The IUCN Red List is set upon precise criteria to evaluate the extinction risk of thousands of species and subspecies. These criteria are relevant to all species and all regions of the world. The IUCN aims to have the category of every species re-evaluated every five years if possible, or at least every ten years.
The Red List of 2012 was released 19 July 2012 at Rio+20 Earth Summit; nearly 2,000 species were added, with 4 species to the extinct list, 2 to the rediscovered list. The IUCN assessed a total of 63,837 species which revealed 19,817 are threatened with extinction.
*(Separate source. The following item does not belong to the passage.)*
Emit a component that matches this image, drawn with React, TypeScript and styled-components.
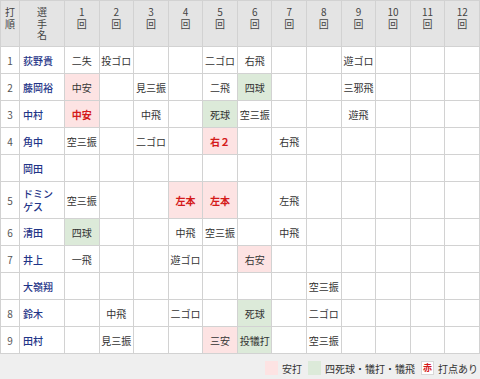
import React from "react";
import styled, { createGlobalStyle } from "styled-components";

const Global = createGlobalStyle`
  html, body { margin: 0; padding: 0; background: #efefef; }
  body { font-family: "Noto Sans CJK JP", "Noto Sans", sans-serif; color: #333; }
`;

const Wrap = styled.div`
  width: 480px;
  height: 379px;
  background: #efefef;
  overflow: hidden;
`;

const Table = styled.table`
  width: 480px;
  border-collapse: collapse;
  table-layout: fixed;
  background: #fff;
  font-size: 10px;
`;

const Th = styled.th`
  background: #e4e4e4;
  border: 1px solid #d2d2d2;
  font-weight: normal;
  font-size: 10px;
  color: #444;
  vertical-align: top;
  padding: 5px 0 0;
  height: 40px;
  line-height: 11.5px;
  text-align: center;
`;

const HeadLine = styled.span`
  display: block;
  height: 11.5px;
`;

const Td = styled.td<{ $tone?: "hit" | "walk"; $tall?: boolean }>`
  border: 1px solid #d2d2d2;
  height: ${(p) => (p.$tall ? "36px" : "26px")};
  padding: 0;
  text-align: center;
  vertical-align: middle;
  line-height: 13px;
  color: #333;
  background: ${(p) =>
    p.$tone === "hit" ? "#fde3e3" : p.$tone === "walk" ? "#dcead9" : "#fff"};
`;

const OrderCell = styled(Td)`
  color: #555;
`;

const NameCell = styled(Td)`
  text-align: left;
  padding: 0 4px 0 3px;
  color: #1f3588;
  font-weight: 500;
`;

const Red = styled.span`
  color: #d41a1a;
  font-weight: bold;
`;

const Legend = styled.div`
  display: flex;
  justify-content: flex-end;
  align-items: center;
  height: 28px;
  padding-right: 2px;
  font-size: 10px;
  color: #333;
`;

const LegendItem = styled.div`
  display: flex;
  align-items: center;
  margin-left: 6px;
`;

const Swatch = styled.span<{ $color: string; $bordered?: boolean }>`
  display: inline-block;
  width: 13px;
  height: 14px;
  background: ${(p) => p.$color};
  border: 1px solid ${(p) => (p.$bordered ? "#d8d8d8" : p.$color)};
  margin-right: 4px;
  box-sizing: border-box;
  font-size: 9px;
  line-height: 12px;
  text-align: center;
  color: #d41a1a;
  font-weight: bold;
`;

type Cell = { t: string; tone?: "hit" | "walk"; red?: boolean } | null;

const c = (t: string, tone?: "hit" | "walk", red?: boolean): Cell => ({ t, tone, red });

type Row = { order: string; name: string; tall?: boolean; cells: Record<number, Cell> };

const rows: Row[] = [
  { order: "1", name: "荻野貴", cells: { 1: c("二失"), 2: c("投ゴロ"), 5: c("二ゴロ"), 6: c("右飛"), 9: c("遊ゴロ") } },
  { order: "2", name: "藤岡裕", cells: { 1: c("中安", "hit"), 3: c("見三振"), 5: c("二飛"), 6: c("四球", "walk"), 9: c("三邪飛") } },
  { order: "3", name: "中村", cells: { 1: c("中安", "hit", true), 3: c("中飛"), 5: c("死球", "walk"), 6: c("空三振"), 9: c("遊飛") } },
  { order: "4", name: "角中", cells: { 1: c("空三振"), 3: c("二ゴロ"), 5: c("右２", "hit", true), 7: c("右飛") } },
  { order: "", name: "岡田", cells: {} },
  { order: "5", name: "ドミンゲス", tall: true, cells: { 1: c("空三振"), 4: c("左本", "hit", true), 5: c("左本", "hit", true), 7: c("左飛") } },
  { order: "6", name: "清田", cells: { 1: c("四球", "walk"), 4: c("中飛"), 5: c("空三振"), 7: c("中飛") } },
  { order: "7", name: "井上", cells: { 1: c("一飛"), 4: c("遊ゴロ"), 6: c("右安", "hit") } },
  { order: "", name: "大嶺翔", cells: { 8: c("空三振") } },
  { order: "8", name: "鈴木", cells: { 2: c("中飛"), 4: c("二ゴロ"), 6: c("死球", "walk"), 8: c("二ゴロ") } },
  { order: "9", name: "田村", cells: { 2: c("見三振"), 5: c("三安", "hit"), 6: c("投犠打", "walk"), 8: c("空三振") } },
];

const innings = Array.from({ length: 12 }, (_, i) => i + 1);

const Head = ({ lines }: { lines: string[] }) => (
  <Th>
    {lines.map((l, i) => (
      <HeadLine key={i}>{l}</HeadLine>
    ))}
  </Th>
);

export default function App() {
  return (
    <Wrap>
      <Global />
      <Table>
        <colgroup>
          <col style={{ width: 19 }} />
          <col style={{ width: 45 }} />
          {innings.map((i) => (
            <col key={i} />
          ))}
        </colgroup>
        <thead>
          <tr>
            <Head lines={["打", "順"]} />
            <Head lines={["選", "手", "名"]} />
            {innings.map((i) => (
              <Head key={i} lines={[String(i), "回"]} />
            ))}
          </tr>
        </thead>
        <tbody>
          {rows.map((r, ri) => (
            <tr key={ri}>
              <OrderCell $tall={r.tall}>{r.order}</OrderCell>
              <NameCell $tall={r.tall}>{r.name}</NameCell>
              {innings.map((i) => {
                const cell = r.cells[i];
                return (
                  <Td key={i} $tall={r.tall} $tone={cell?.tone}>
                    {cell ? cell.red ? <Red>{cell.t}</Red> : cell.t : null}
                  </Td>
                );
              })}
            </tr>
          ))}
        </tbody>
      </Table>
      <Legend>
        <LegendItem>
          <Swatch $color="#fde3e3" />
          安打
        </LegendItem>
        <LegendItem>
          <Swatch $color="#dcead9" />
          四死球・犠打・犠飛
        </LegendItem>
        <LegendItem>
          <Swatch $color="#fff" $bordered>赤</Swatch>
          打点あり
        </LegendItem>
      </Legend>
    </Wrap>
  );
}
With 3,947 described as “critically endangered” and 5,766 as “endangered”, while more than 10,000 species are listed as “vulnerable”.
Red Data Book
Red Data Book of the Russian Federation (RDBRF), is a state document established for documenting rare and endangered species of animals, plants, and fungi, as well as some local subspecies that exist within the territory of the Russian Federation and its continental shelf and marine economic zone. The book has been adopted by Russia and all CIS states to enact a common agreement on rare and endangered species protection.
The book provides a central information source in organizing studies and monitoring programs on rare and endangered species and their habitats. It is regularly consulted when developing and implementing special measures for the protection and rehabilitation of such species.